## [Stated problem]
Find the lines that hold "styles". Report only how many there are.

## [Provided data]
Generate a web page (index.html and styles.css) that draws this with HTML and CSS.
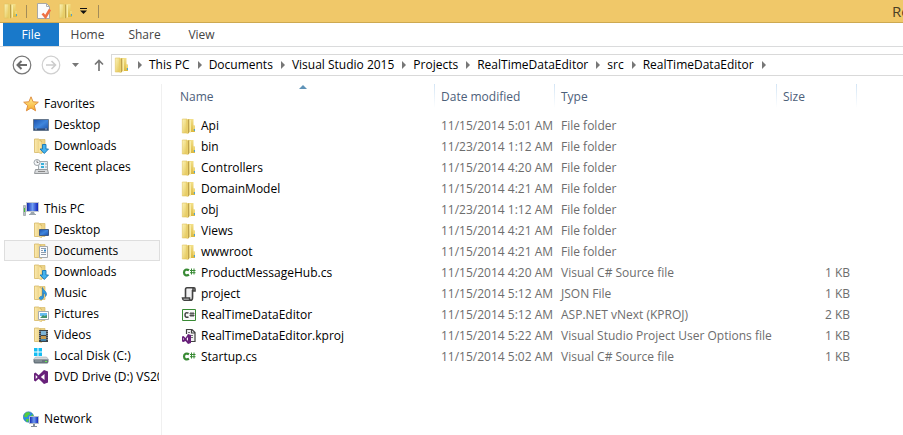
FILE: index.html
```html
<!DOCTYPE html>
<html lang="en">
<head>
<meta charset="utf-8">
<title>RealTimeDataEditor</title>
<link rel="stylesheet" href="styles.css">
</head>
<body>
<svg class="sprite" aria-hidden="true">
  <defs>
    <linearGradient id="g-fold" x1="0" x2="1" y1="0" y2="1"><stop offset="0" stop-color="#fbf3b8"/><stop offset="1" stop-color="#e3c452"/></linearGradient>
    <linearGradient id="g-back" x1="0" x2="0" y1="0" y2="1"><stop offset="0" stop-color="#f3e08a"/><stop offset="1" stop-color="#dcb93f"/></linearGradient>
    <linearGradient id="g-tan" x1="0" x2="1"><stop offset="0" stop-color="#fcebb0"/><stop offset="1" stop-color="#e6c976"/></linearGradient>
    <linearGradient id="g-blue" x1="0" x2="1" y1="0" y2="1"><stop offset="0" stop-color="#1d4fa8"/><stop offset=".5" stop-color="#3f86dd"/><stop offset="1" stop-color="#1b4ea6"/></linearGradient>
    <linearGradient id="g-screen" x1="0" x2="1"><stop offset="0" stop-color="#0c1fa8"/><stop offset=".5" stop-color="#6f9df2"/><stop offset="1" stop-color="#0818b4"/></linearGradient>
    <linearGradient id="g-star" x1="0" x2="0" y1="0" y2="1"><stop offset="0" stop-color="#fff19a"/><stop offset="1" stop-color="#f7a928"/></linearGradient>
  </defs>
  <symbol id="folder" viewBox="0 0 16 16">
    <path d="M7 1h5.500v6.500h1.500V14H7z" fill="url(#g-back)"/>
    <path d="M1.300 1h4.700v14H1.300z" fill="url(#g-fold)" stroke="#e0c560" stroke-width=".6"/>
    <path d="M5.500 1.500L8 1v14l-2 1-.5-1z" fill="#e9d06c"/>
    <path d="M7 1.500h1.300v13L7 15.500z" fill="#bda04b"/>
    <path d="M8.500 2h1.500v12.500H8.500z" fill="#f8eca6"/>
    <path d="M12.500 8h1v3h-1z" fill="#f7e793"/><path d="M13 11h1v2h-1z" fill="#4ea3cf"/>
  </symbol>
  <symbol id="libfolder" viewBox="0 0 16 16">
    <path d="M7 1.500h5v13H7z" fill="#edd387" stroke="#d9bb69" stroke-width=".7"/>
    <path d="M1.500 1h4l3 2v12.500l-3-1h-4z" fill="url(#g-tan)" stroke="#d6b866" stroke-width=".8"/>
    <path d="M6 3l2.500 1v11.500L6 14z" fill="#f8e3a0"/>
  </symbol>
  <symbol id="star" viewBox="0 0 16 16">
    <path d="M8 .8l2.100 5 5.200.4-4 3.400 1.300 5.200L8 12l-4.600 2.800 1.300-5.200-4-3.400 5.200-.4z" fill="url(#g-star)" stroke="#df9042" stroke-width="1"/>
  </symbol>
  <symbol id="desktop" viewBox="0 0 16 16">
    <path d="M.5 2.500h15v11H.5z" fill="url(#g-blue)" stroke="#66788e"/>
    <path d="M1 11.500h14v1.500H1z" fill="#304a75"/><path d="M2 12h2M12 12h2" stroke="#bdcfe4" stroke-width=".7"/>
  </symbol>
  <symbol id="downloads" viewBox="0 0 16 16">
    <use href="#libfolder"/>
    <path d="M9.500 6.500h3.500V11h2.500L11.300 15.500 7 11h2.500z" fill="#45b2ed" stroke="#1676b4" stroke-width=".9"/>
  </symbol>
  <symbol id="recent" viewBox="0 0 16 16">
    <path d="M5.500 2.500h9v9h-9z" fill="#e9f1f6" stroke="#a3aaae"/>
    <path d="M8 4h3v2H8zM8 7h3v2H8z" fill="#3bafd9"/><path d="M12 5h2M12 8h2" stroke="#8d9eaa"/>
    <path d="M2.500 10.500h12l1 4H1.500z" fill="#d6d8da" stroke="#979b9e"/><path d="M5 12.500h7" stroke="#888"/>
    <circle cx="4" cy="3.500" r="3" fill="#f3f6f8" stroke="#a0a7ad"/><path d="M4 1.500v2h1.500" fill="none" stroke="#666" stroke-width=".8"/>
  </symbol>
  <symbol id="pc" viewBox="0 0 16 16">
    <path d="M.5 4.500h2v10h-2z" fill="#b8c0c4" stroke="#8b9499" stroke-width=".6"/><path d="M1 7h1v4H1z" fill="#42c136"/>
    <path d="M3.500 1.500h12v9h-12z" fill="url(#g-screen)" stroke="#c2c8d0"/>
    <path d="M8 11h3l1 2h1v1H6v-1h1z" fill="#9ba5ad"/>
  </symbol>
  <symbol id="desk-folder" viewBox="0 0 16 16">
    <use href="#libfolder"/><path d="M6.500 7.500h9v6h-9z" fill="url(#g-blue)" stroke="#405c86"/>
  </symbol>
  <symbol id="documents" viewBox="0 0 16 16">
    <use href="#libfolder"/><path d="M6.500 3.500h8v11h-8z" fill="#fafbfc" stroke="#a5a9ad"/>
    <path d="M8 5.500h5M8 7.500h2M8 9.500h5M8 11.500h5" stroke="#8d9bab"/><path d="M11 6.500h2v2h-2z" fill="#3186c8"/>
  </symbol>
  <symbol id="music" viewBox="0 0 16 16">
    <use href="#libfolder"/><path d="M9.500 2.500c.5 3 4 3.500 4 6.500 0 1-.5 2-1 2.500.3-2-.7-3-2-3.500V12c0 1.500-1 2.500-2.500 2.500S6 13.500 6.500 12.500s2-1.500 3-1.300z" fill="#2d9be4" stroke="#1870b5" stroke-width=".6"/>
  </symbol>
  <symbol id="pictures" viewBox="0 0 16 16">
    <use href="#libfolder"/><path d="M5.500 5.500h10v8h-10z" fill="#fff" stroke="#a4abb1"/><path d="M7 7h7v3H7z" fill="#66bdf0"/><path d="M7 12l3-3 1.500 1L14 9v3z" fill="#43936a"/>
  </symbol>
  <symbol id="videos" viewBox="0 0 16 16">
    <use href="#libfolder"/><path d="M6 3h9v12H6z" fill="#3c4248"/><path d="M8 4h5v4H8z" fill="#7db4d6"/><path d="M8 9h5v5H8z" fill="#c79b4e"/><path d="M8 12h5v2H8z" fill="#4183ab"/><path d="M6.900 4v10M14.100 4v10" stroke="#d5dade" stroke-width=".8" stroke-dasharray="1 1"/>
  </symbol>
  <symbol id="disk" viewBox="0 0 16 16">
    <path d="M1 0h3.500v3.500H1zM5.500 0H9v3.500H5.500zM1 4.500h3.500V8H1zM5.500 4.500H9V8H5.500z" fill="#15bdf2"/>
    <path d="M2.500 9h11l2 2.500H.5z" fill="#d5d9dc" stroke="#a3aaae" stroke-width=".6"/><path d="M.5 11.500h15V14l-1 1.500h-13l-1-1.500z" fill="#68757d"/><path d="M12 13h2v1h-2z" fill="#66ed4c"/><path d="M2 13h7" stroke="#9ba6ab"/>
  </symbol>
  <symbol id="vs" viewBox="0 0 16 16">
    <path fill-rule="evenodd" d="M11 1l4 1.500v11L11 15 5.700 9.800 2.500 12.500 1 11.500v-7l1.500-1L5.700 6.200zM11.500 5L7.800 8l3.700 3zM2.700 6v4l2-2z" fill="#68217a"/>
  </symbol>
  <symbol id="network" viewBox="0 0 16 16">
    <circle cx="5.500" cy="6" r="5.200" fill="#2a8ee2" stroke="#2870a9" stroke-width=".6"/>
    <path d="M2 2.500C4 .5 7 1 7 2.500S5 4 4.500 5.500 2 6 1 5.500zM3 8h3l-1 3-2-.8zM7.500 5l2.500-2v3z" fill="#55cc3c"/>
    <path d="M6.500 5.500h9v7h-9z" fill="url(#g-screen)" stroke="#b3bcc7"/><path d="M10 13h2v2h2v1H8v-1h2z" fill="#838d98"/>
  </symbol>
  <symbol id="csharp" viewBox="0 0 16 16">
    <path d="M8 5.300C5.500 3.700 3 5 3 7.500s2.500 3.800 5 2.300" fill="none" stroke="#388a34" stroke-width="2.200"/>
    <path d="M10.500 3.500v6M13 3.500v6M9 5.500h5.500M9 7.700h5.500" fill="none" stroke="#388a34"/>
  </symbol>
  <symbol id="script" viewBox="0 0 16 16">
    <path d="M5 2h8v9h-2v3H4V4z" fill="#f1f1f2"/>
    <path d="M12 5V3q0-1.300 1-1.300T14 3v2h-2M13 1.700H6Q4.500 1.700 4.500 3.500V12M11.500 4v8q0 2.300-2 2.300H3Q1.800 14.300 1.500 12h7q0 2 1.200 2" fill="none" stroke="#424242" stroke-width="1.600"/>
  </symbol>
  <symbol id="csproj" viewBox="0 0 16 16">
    <path d="M1.500 2.500h13v11h-13z" fill="#f8f8f8" stroke="#388a34"/>
    <path d="M7.500 6.200C5.500 5 4 6 4 8s1.500 3 3.500 1.800" fill="none" stroke="#424242" stroke-width="1.500"/><path d="M10 5v5M12 5v5M8.500 6.700h5M8.500 8.500h5" stroke="#424242" stroke-width=".9"/>
  </symbol>
  <symbol id="kproj" viewBox="0 0 16 16">
    <path d="M5 1h7l3 3v10H8" fill="#f2f2f3"/>
    <path d="M5.500 6V1.500H11l3 3v9h-4M10.500 1.500v3.500H14" fill="none" stroke="#424242" stroke-width="1.200"/>
    <path d="M7 4.500h2M9.500 7.500H12M9.500 9.500H12" stroke="#737373"/>
    <path fill-rule="evenodd" d="M7 6l3 1v8l-3 1-2.500-3L2.500 14 1 13.500v-5L2.500 8l2 2zM7 9l-1.500 2L7 13zM2.200 10v2l1-1z" fill="#68217a"/>
  </symbol>
  <symbol id="check" viewBox="0 0 16 18">
    <path d="M1.500 1.500h9l3 3v12h-12z" fill="#fbfbfb" stroke="#a8a8a4"/><path d="M10.500 1.500v3h3" fill="none" stroke="#aaa"/>
    <path d="M6.500 11.500l3 3.500L14 7.500" fill="none" stroke="#ef7143" stroke-width="2.600"/>
  </symbol>
</svg>

<header class="titlebar">
  <svg class="icon"><use href="#folder"/></svg>
  <span class="divider"></span>
  <button class="quick" type="button" aria-label="Properties"><svg class="icon icon-tall"><use href="#check"/></svg></button>
  <button class="quick" type="button" aria-label="New folder"><svg class="icon"><use href="#folder"/></svg></button>
  <button class="quick more" type="button" aria-label="Customize toolbar"><svg viewBox="0 0 8 6"><path d="M0 .5h7" stroke="#111"/><path d="M0 2.500h7L3.500 6z" fill="#111"/></svg></button>
  <span class="divider"></span>
  <h1 class="caption">RealTimeDataEditor</h1>
</header>

<div class="ribbon">
  <button class="tab tab-file" type="button">File</button>
  <button class="tab" type="button">Home</button>
  <button class="tab" type="button">Share</button>
  <button class="tab" type="button">View</button>
</div>

<div class="addressbar">
  <button class="nav-btn" type="button" aria-label="Back"><svg viewBox="0 0 20 20"><circle cx="10" cy="10" r="8.800" fill="none" stroke="#777" stroke-width="1.200"/><path d="M15 10H6M9.500 6L5.500 10l4 4" fill="none" stroke="#6c6c6c" stroke-width="2"/></svg></button>
  <button class="nav-btn" type="button" aria-label="Forward"><svg viewBox="0 0 20 20"><circle cx="10" cy="10" r="8.800" fill="none" stroke="#d0d0d0" stroke-width="1.200"/><path d="M5 10h9M10.500 6l4 4-4 4" fill="none" stroke="#ccc" stroke-width="1.600"/></svg></button>
  <button class="nav-btn small" type="button" aria-label="Recent locations"><svg viewBox="0 0 8 4"><path d="M0 0h7L3.500 4z" fill="#777"/></svg></button>
  <button class="nav-btn up" type="button" aria-label="Up"><svg viewBox="0 0 10 12"><path d="M5 12V2M1 5.500L5 1.500l4 4" fill="none" stroke="#777" stroke-width="1.700"/></svg></button>
  <nav class="crumbs" aria-label="Path">
    <svg class="icon"><use href="#folder"/></svg>
    <i class="arrow"></i><a href="#">This PC</a>
    <i class="arrow"></i><a href="#">Documents</a>
    <i class="arrow"></i><a href="#">Visual Studio 2015</a>
    <i class="arrow"></i><a href="#">Projects</a>
    <i class="arrow"></i><a href="#">RealTimeDataEditor</a>
    <i class="arrow"></i><a href="#">src</a>
    <i class="arrow"></i><a href="#">RealTimeDataEditor</a>
    <i class="arrow"></i>
  </nav>
</div>

<div class="workspace">
  <nav class="tree" aria-label="Folders">
    <div class="group">
      <a class="root" href="#"><svg class="icon"><use href="#star"/></svg>Favorites</a>
      <a href="#"><svg class="icon"><use href="#desktop"/></svg>Desktop</a>
      <a href="#"><svg class="icon"><use href="#downloads"/></svg>Downloads</a>
      <a href="#"><svg class="icon"><use href="#recent"/></svg>Recent places</a>
    </div>
    <div class="group">
      <a class="root" href="#"><svg class="icon"><use href="#pc"/></svg>This PC</a>
      <a href="#"><svg class="icon"><use href="#desk-folder"/></svg>Desktop</a>
      <a class="selected" href="#"><svg class="icon"><use href="#documents"/></svg>Documents</a>
      <a href="#"><svg class="icon"><use href="#downloads"/></svg>Downloads</a>
      <a href="#"><svg class="icon"><use href="#music"/></svg>Music</a>
      <a href="#"><svg class="icon"><use href="#pictures"/></svg>Pictures</a>
      <a href="#"><svg class="icon"><use href="#videos"/></svg>Videos</a>
      <a href="#"><svg class="icon"><use href="#disk"/></svg>Local Disk (C:)</a>
      <a href="#"><svg class="icon"><use href="#vs"/></svg>DVD Drive (D:) VS2015</a>
    </div>
    <div class="group">
      <a class="root" href="#"><svg class="icon"><use href="#network"/></svg>Network</a>
    </div>
  </nav>

  <main class="files">
    <table>
      <colgroup><col class="c-name"><col class="c-date"><col class="c-type"><col class="c-size"><col></colgroup>
      <thead>
        <tr><th class="sorted">Name<svg class="sort" viewBox="0 0 8 4"><path d="M0 4l4-4 4 4z" fill="#5f93b8"/></svg></th><th>Date modified</th><th>Type</th><th>Size</th><td></td></tr>
      </thead>
      <tbody>
        <tr><td><svg class="icon"><use href="#folder"/></svg>Api</td><td>11/15/2014 5:01 AM</td><td>File folder</td><td></td><td></td></tr>
        <tr><td><svg class="icon"><use href="#folder"/></svg>bin</td><td>11/23/2014 1:12 AM</td><td>File folder</td><td></td><td></td></tr>
        <tr><td><svg class="icon"><use href="#folder"/></svg>Controllers</td><td>11/15/2014 4:20 AM</td><td>File folder</td><td></td><td></td></tr>
        <tr><td><svg class="icon"><use href="#folder"/></svg>DomainModel</td><td>11/15/2014 4:21 AM</td><td>File folder</td><td></td><td></td></tr>
        <tr><td><svg class="icon"><use href="#folder"/></svg>obj</td><td>11/23/2014 1:12 AM</td><td>File folder</td><td></td><td></td></tr>
        <tr><td><svg class="icon"><use href="#folder"/></svg>Views</td><td>11/15/2014 4:21 AM</td><td>File folder</td><td></td><td></td></tr>
        <tr><td><svg class="icon"><use href="#folder"/></svg>wwwroot</td><td>11/15/2014 4:21 AM</td><td>File folder</td><td></td><td></td></tr>
        <tr><td><svg class="icon"><use href="#csharp"/></svg>ProductMessageHub.cs</td><td>11/15/2014 4:20 AM</td><td>Visual C# Source file</td><td>1 KB</td><td></td></tr>
        <tr><td><svg class="icon"><use href="#script"/></svg>project</td><td>11/15/2014 5:12 AM</td><td>JSON File</td><td>1 KB</td><td></td></tr>
        <tr><td><svg class="icon"><use href="#csproj"/></svg>RealTimeDataEditor</td><td>11/15/2014 5:12 AM</td><td>ASP.NET vNext (KPROJ)</td><td>2 KB</td><td></td></tr>
        <tr><td><svg class="icon"><use href="#kproj"/></svg>RealTimeDataEditor.kproj</td><td>11/15/2014 5:22 AM</td><td>Visual Studio Project User Options file</td><td>1 KB</td><td></td></tr>
        <tr><td><svg class="icon"><use href="#csharp"/></svg>Startup.cs</td><td>11/15/2014 5:02 AM</td><td>Visual C# Source file</td><td>1 KB</td><td></td></tr>
      </tbody>
    </table>
  </main>
</div>
</body>
</html>
```
FILE: styles.css
```css
* { box-sizing: border-box; }

body {
  display: flex;
  flex-direction: column;
  min-height: 100vh;
  margin: 0;
  overflow: hidden;
  background: #fff;
  color: #000;
  font: 12px/20px "Open Sans", "Noto Sans", sans-serif;
}

a { color: inherit; text-decoration: none; }

button {
  padding: 0;
  border: 0;
  background: none;
  font: inherit;
  color: inherit;
}

.sprite { position: absolute; width: 0; height: 0; }
.icon { flex: none; width: 16px; height: 16px; }
.icon-tall { height: 18px; }

.titlebar {
  display: flex;
  align-items: center;
  height: 23px;
  padding-left: 3px;
  overflow: hidden;
  border-bottom: 1px solid #cda951;
  background: #f0c869;
}
.divider { flex: none; width: 1px; height: 13px; margin: 0 9px 0 7px; background: #a38c58; }
.quick { display: flex; margin-right: 6px; }
.quick.more { margin: 0 3px 0 0; }
.more svg { width: 8px; height: 6px; }
.caption {
  flex: none;
  margin: 0 0 0 auto;
  width: 11px;
  color: #4a3f25;
  font-size: 15px;
  font-weight: 400;
  white-space: nowrap;
}

.ribbon {
  display: flex;
  height: 24px;
  padding-left: 3px;
  border-bottom: 1px solid #dadbdc;
}
.tab { width: 57px; line-height: 24px; color: #444; }
.tab-file { width: 56px; background: #1979ca; color: #fff; }

.addressbar {
  display: flex;
  align-items: center;
  padding: 7px 0 8px 12px;
}
.nav-btn { display: flex; margin-right: 9px; }
.nav-btn svg { width: 20px; height: 20px; }
.nav-btn.small svg { width: 8px; height: 4px; }
.nav-btn.small { margin: 0 14px 0 2px; }
.nav-btn.up svg { width: 10px; height: 12px; }
.nav-btn.up { margin-right: 7px; }

.crumbs {
  display: flex;
  flex: 1;
  align-items: center;
  height: 22px;
  padding-left: 2px;
  border: 1px solid #d9d9d9;
  border-right: 0;
  white-space: nowrap;
}
.arrow {
  margin: 0 7px 0 8px;
  border: 4px solid transparent;
  border-right: 0;
  border-left-color: #777;
}

.workspace { display: flex; flex: 1; }

.tree {
  display: flex;
  flex: none;
  flex-direction: column;
  gap: 21px;
  width: 162px;
  padding: 9px 1px 4px 4px;
  border-right: 1px solid #f0f0f0;
}
.group a {
  display: flex;
  align-items: center;
  gap: 5px;
  height: 21px;
  padding-left: 28px;
  border: 1px solid transparent;
  overflow: hidden;
  white-space: nowrap;
}
.group .root { padding-left: 18px; }
.group .selected { border-color: #dedede; background: #f7f7f7; }

.files { flex: 1; min-width: 0; }

table { width: 100%; table-layout: fixed; border-collapse: collapse; }
.c-name { width: 273px; }
.c-date { width: 120px; }
.c-type { width: 222px; }
.c-size { width: 80px; }

th {
  position: relative;
  padding: 0 6px 5px;
  background: linear-gradient(#d3e5f5, #fff) right top / 1px 24px no-repeat;
  color: #4c607a;
  font-weight: 400;
  line-height: 26px;
  text-align: left;
}
th:first-child { padding-left: 18px; }
.sort { position: absolute; top: 1px; left: 50%; width: 8px; height: 4px; }

tbody td {
  height: 21px;
  padding: 0 6px;
  color: #6d6d6d;
  white-space: nowrap;
}
tbody td:first-child {
  display: flex;
  align-items: center;
  gap: 4px;
  padding-left: 19px;
  color: #000;
}
tbody td:nth-child(4) { text-align: right; padding-right: 7px; }
```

## [Response]
3